Let's also define the Frobenius product, which is a very convenient notation for the trace $$\eqalign{ A:B &= \sum_{i=1}^m\sum_{j=1}^n A_{ij}B_{ij} \;=\; \trace{A^TB} \\ A:A &= \|A\|^2_F \\ }$$ The properties of the underlying trace function allow the terms in a Frobenius product to be rearranged in many different ways, e.g. $$\eqalign{ A:B &= B:A \\ A:B &= A^T:B^T \\ C:\LR{AB} &= \LR{CB^T}:A \\&= \LR{A^TC}:B \\ }$$ and it also commutes with the Hadamard product $$\eqalign{ A:(B\odot C) = (A\odot B):C \;=\; \sum_{i=1}^m\sum_{j=1}^n A_{ij}B_{ij}C_{ij} \\\\ }$$


Using the above notation, one can write the distance matrix (and its differential) in terms of the $X$ matrix $$\eqalign{ D\odot D &= \LR{X\odot X}J^T + J\LR{X\odot X}^T - 2XX^T \\ 2D\odot dD &= \LR{2X\odot dX}J^T + J\LR{2X\odot dX}^T - 2\,dX\,X^T - 2X\,dX^T \\ D\odot dD &= \LR{X\odot dX}J^T + J\LR{X\odot dX}^T - \,dX\,X^T - X\,dX^T \\ }$$ One can also write the objective function and calculate its differential and gradient $$\eqalign{ \L &= F:B \\ d\L &= F:dB \\ &= F:\BR{2(D-A)\odot dD\oslash A} \\ &= \BR{2F\odot(D-A)\oslash A}:dD \\ &= \BR{2F\c{\oslash D}\odot(D-A)\oslash A}:(dD\c{\odot D}) \\ &= M:(D\odot dD) \\ &= M:\BR{\LR{X\odot dX}J^T + J\LR{X\odot dX}^T - \,dX\,X^T - X\,dX^T} \\ &= (MJ\odot X):dX + (M^TJ\odot X):dX - MX:dX - M^TX:dX \\ &= (SJ\odot X):dX - SX:dX \\ &= \BR{SJ\odot X - SX}:dX \\ &= \BR{\Diag{S\o}-S}X:dX \\ &= \Lapl{S}\,X:dX \\ \grad{\L}{X} &= \Lapl{S}\,X \\ }$$ where $\o$ is the all-ones vector and $\Lapl{S}$ is the Laplacian of $S$.

NB:$\,$ Since both $F$ and $D$ have zeros along their diagonals, define the quotient $(F\oslash D)$ such that it also has zeros on its diagonal.

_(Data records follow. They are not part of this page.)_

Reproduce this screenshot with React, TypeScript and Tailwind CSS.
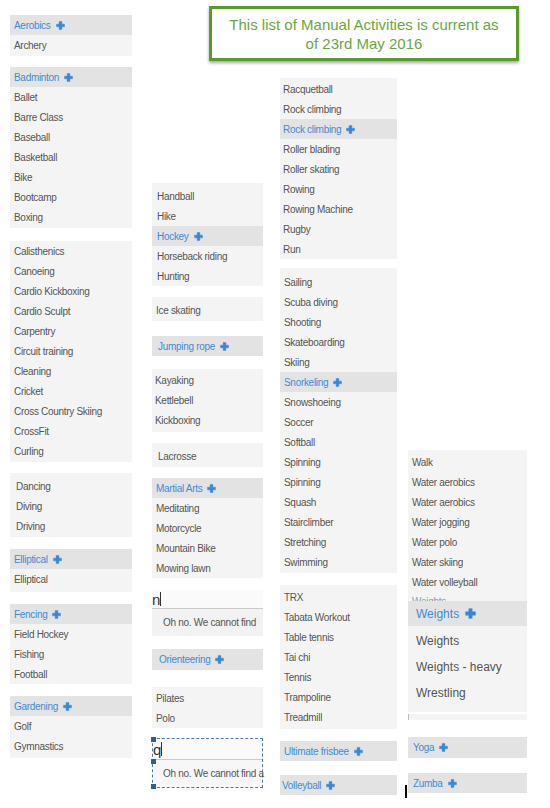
import React from "react";

type Item = { t: string; h?: boolean };

// "+" prefix marks the highlighted (blue) row
const list = (s: string): Item[] =>
  s.split("|").map((x) => (x.startsWith("+") ? { t: x.slice(1), h: true } : { t: x }));

const Plus: React.FC<{ big?: boolean }> = ({ big }) => (
  <svg
    width={big ? 11 : 9}
    height={big ? 11 : 9}
    viewBox="0 0 10 10"
    className={big ? "ml-[6px] shrink-0" : "ml-[5px] shrink-0"}
  >
    <path
      d="M3.5 0.6h3v2.9h2.9v3H6.5v2.9h-3V6.5H0.6v-3h2.9z"
      fill="#3a86d6"
      stroke="#3a86d6"
      strokeWidth="0.5"
      strokeLinejoin="round"
    />
  </svg>
);

const Row: React.FC<{ item: Item; pad: string }> = ({ item, pad }) => (
  <div
    className={`h-[20px] flex items-center whitespace-nowrap overflow-hidden ${pad} ${
      item.h ? "bg-[#e3e3e3] text-[#3f8ad8]" : "text-[#555]"
    }`}
  >
    {item.t}
    {item.h && <Plus />}
  </div>
);

const Block: React.FC<{ items: string; box: string; pad?: string }> = ({
  items,
  box,
  pad = "pl-[4px]",
}) => (
  <div className={`bg-[#f4f4f4] flex flex-col ${box}`}>
    {list(items).map((it, i) => (
      <Row key={i} item={it} pad={pad} />
    ))}
  </div>
);

const Header: React.FC<{ label: string; box: string; pad?: string }> = ({
  label,
  box,
  pad = "pl-[4px]",
}) => (
  <div
    className={`bg-[#e3e3e3] text-[#3f8ad8] flex items-center whitespace-nowrap ${pad} ${box}`}
  >
    {label}
    <Plus />
  </div>
);

export default function App() {
  return (
    <div className="w-[550px] h-[808px] bg-white flex overflow-hidden font-['Liberation_Sans',Arial,sans-serif] text-[10px] tracking-[-0.3px]">
      {/* first column */}
      <div className="ml-[10px] w-[122px] flex flex-col">
        <Block items="+Aerobics|Archery" box="mt-[15px] pb-[1px]" />
        <Block
          items="+Badminton|Ballet|Barre Class|Baseball|Basketball|Bike|Bootcamp|Boxing"
          box="mt-[11px] pb-[1px]"
        />
        <Block
          items="Calisthenics|Canoeing|Cardio Kickboxing|Cardio Sculpt|Carpentry|Circuit training|Cleaning|Cricket|Cross Country Skiing|CrossFit|Curling"
          box="mt-[13px] pb-[1px]"
        />
        <Block items="Dancing|Diving|Driving" box="mt-[11px] pt-[3px] pb-[1px]" pad="pl-[6px]" />
        <Block items="+Elliptical|Elliptical" box="mt-[12px] pb-[3px]" />
        <Block items="+Fencing|Field Hockey|Fishing|Football" box="mt-[12px]" />
        <Block items="+Gardening|Golf|Gymnastics" box="mt-[12px] pb-[2px]" />
      </div>

      <div className="ml-[20px] flex-1 flex flex-col">
        {/* note */}
        <div className="mt-[6px] ml-[57px] w-[310px] h-[55px] border-[3px] border-[#5b992d] shadow-[0_2px_3px_rgba(0,0,0,0.35)] flex items-center justify-center text-center text-[15px] leading-[19px] tracking-normal text-[#6aa63f]">
          This list of Manual Activities is current as
          <br />
          of 23rd May 2016
        </div>

        <div className="flex relative">
          {/* second column */}
          <div className="w-[111px] flex flex-col">
            <Block
              items="Handball|Hike|+Hockey|Horseback riding|Hunting"
              box="mt-[122px] pt-[3px]"
              pad="pl-[5px]"
            />
            <Block items="Ice skating" box="mt-[11px] pt-[3px] pb-[1px]" pad="pl-[4px]" />
            <Header label="Jumping rope" box="mt-[15px] h-[20px]" pad="pl-[6px]" />
            <Block items="Kayaking|Kettlebell|Kickboxing" box="mt-[13px] pt-[1px] pb-[2px]" pad="pl-[3px]" />
            <Block items="Lacrosse" box="mt-[11px] pt-[3px] pb-[1px]" pad="pl-[6px]" />
            <Block
              items="+Martial Arts|Meditating|Motorcycle|Mountain Bike|Mowing lawn"
              box="mt-[11px]"
            />
            <div className="mt-[12px] h-[19px] bg-[#fafafa] border-b border-[#c9c9c9] flex items-center text-[15px] leading-none text-[#333] tracking-normal">
              n<span className="w-px h-[14px] bg-[#333]" />
            </div>
            <div className="h-[27px] bg-[#f2f2f2] flex items-center pl-[11px] text-[#555] whitespace-nowrap">
              Oh no. We cannot find
            </div>
            <Header label="Orienteering" box="mt-[13px] h-[21px]" pad="pl-[7px]" />
            <Block items="Pilates|Polo" box="mt-[17px] pt-[1px]" />
            <div className="mt-[10px] h-[50px] relative border border-dashed border-[#4a79b0] flex flex-col">
              <div className="h-[21px] bg-[#fafafa] border-b border-[#c9c9c9] flex items-center text-[15px] leading-none text-[#333] tracking-normal">
                q<span className="w-px h-[14px] bg-[#333]" />
              </div>
              <div className="flex-1 bg-[#f7f7f7] flex items-center pl-[10px] text-[#555] whitespace-nowrap">
                Oh no. We cannot find a
              </div>
              <span className="absolute -left-[2px] -top-[2px] w-[5px] h-[5px] bg-[#2f5f97]" />
              <span className="absolute -left-[2px] top-[20px] w-[5px] h-[5px] bg-[#2f5f97]" />
              <span className="absolute -left-[2px] -bottom-[2px] w-[5px] h-[5px] bg-[#2f5f97]" />
            </div>
          </div>

          {/* third column */}
          <div className="ml-[17px] w-[117px] flex flex-col">
            <Block
              items="Racquetball|Rock climbing|+Rock climbing|Roller blading|Roller skating|Rowing|Rowing Machine|Rugby|Run"
              box="mt-[17px] pt-[1px]"
              pad="pl-[3px]"
            />
            <Block
              items="Sailing|Scuba diving|Shooting|Skateboarding|Skiing|+Snorkeling|Snowshoeing|Soccer|Softball|Spinning|Spinning|Squash|Stairclimber|Stretching|Swimming"
              box="mt-[9px] pt-[4px] pb-[1px]"
            />
            <Block
              items="TRX|Tabata Workout|Table tennis|Tai chi|Tennis|Trampoline|Treadmill"
              box="mt-[12px] pt-[2px] pb-[2px]"
            />
            <Header label="Ultimate frisbee" box="mt-[12px] h-[20px]" pad="pl-[4px]" />
            <Header label="Volleyball" box="mt-[14px] h-[20px]" pad="pl-[2px]" />
          </div>

          {/* text cursor between columns */}
          <span className="absolute left-[253px] top-[724px] w-[2px] h-[13px] bg-black" />

          {/* fourth column */}
          <div className="ml-[11px] w-[119px] flex flex-col">
            <div className="mt-[389px] bg-[#f4f4f4] pt-[2px] pb-[6px] flex flex-col">
              {list(
                "Walk|Water aerobics|Water aerobics|Water jogging|Water polo|Water skiing|Water volleyball"
              ).map((it, i) => (
                <Row key={i} item={it} pad="pl-[4px]" />
              ))}
              <div className="h-[9px] overflow-hidden pl-[4px] text-[#999] leading-[20px]">Weights</div>
              <div className="h-[25px] bg-[#e3e3e3] text-[#3f8ad8] flex items-center pl-[8px] text-[12px] tracking-normal">
                Weights
                <Plus big />
              </div>
              <div className="pt-[2px] flex flex-col text-[12px] tracking-normal text-[#555]">
                <div className="h-[26px] flex items-center pl-[8px]">Weights</div>
                <div className="h-[26px] flex items-center pl-[8px]">Weights - heavy</div>
                <div className="h-[26px] flex items-center pl-[8px]">Wrestling</div>
              </div>
            </div>
            <div className="mt-[2px] h-[6px] bg-[#f4f4f4] border-l border-[#bbb]" />
            <Header label="Yoga" box="mt-[17px] h-[21px]" pad="pl-[5px]" />
            <Header label="Zumba" box="mt-[15px] h-[20px]" pad="pl-[5px]" />
          </div>
        </div>
      </div>
    </div>
  );
}
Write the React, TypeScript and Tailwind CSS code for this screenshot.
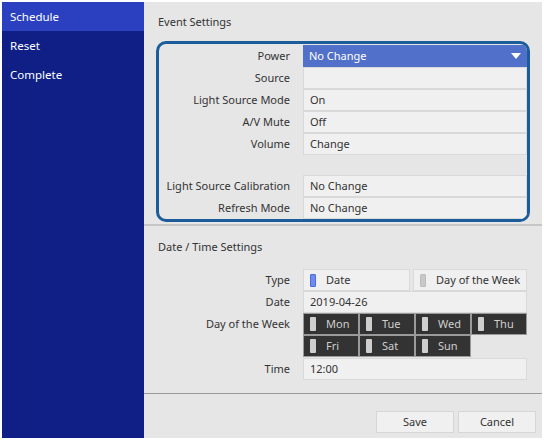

This means that $M$ and $S$ have zeros on their diagonals as well.

With this modified definition of Hadamard division, one can alternatively define $\,F = D\oslash D$

The zeros on the diagonal of $F$ satisfy the $(j\ne i)$ restriction of the summation within the $(F:B)$ product, since the diagonal terms of $B$ are being summed with a coefficient of zero.

The matrices $F$ and $D$ are symmetric. One would assume that $A=D'$ is also symmetric, but that was not explicitly stated in the problem. If it is indeed symmetric, then that makes $M$ symmetric and one can substitute $S=2M$ to simplify the solution further.

The normalization constant was omitted. It is a simple scalar value $\,\lambda=(F:A)^{-1}$
The above gradient should be multiplied by $\lambda$ if it is important.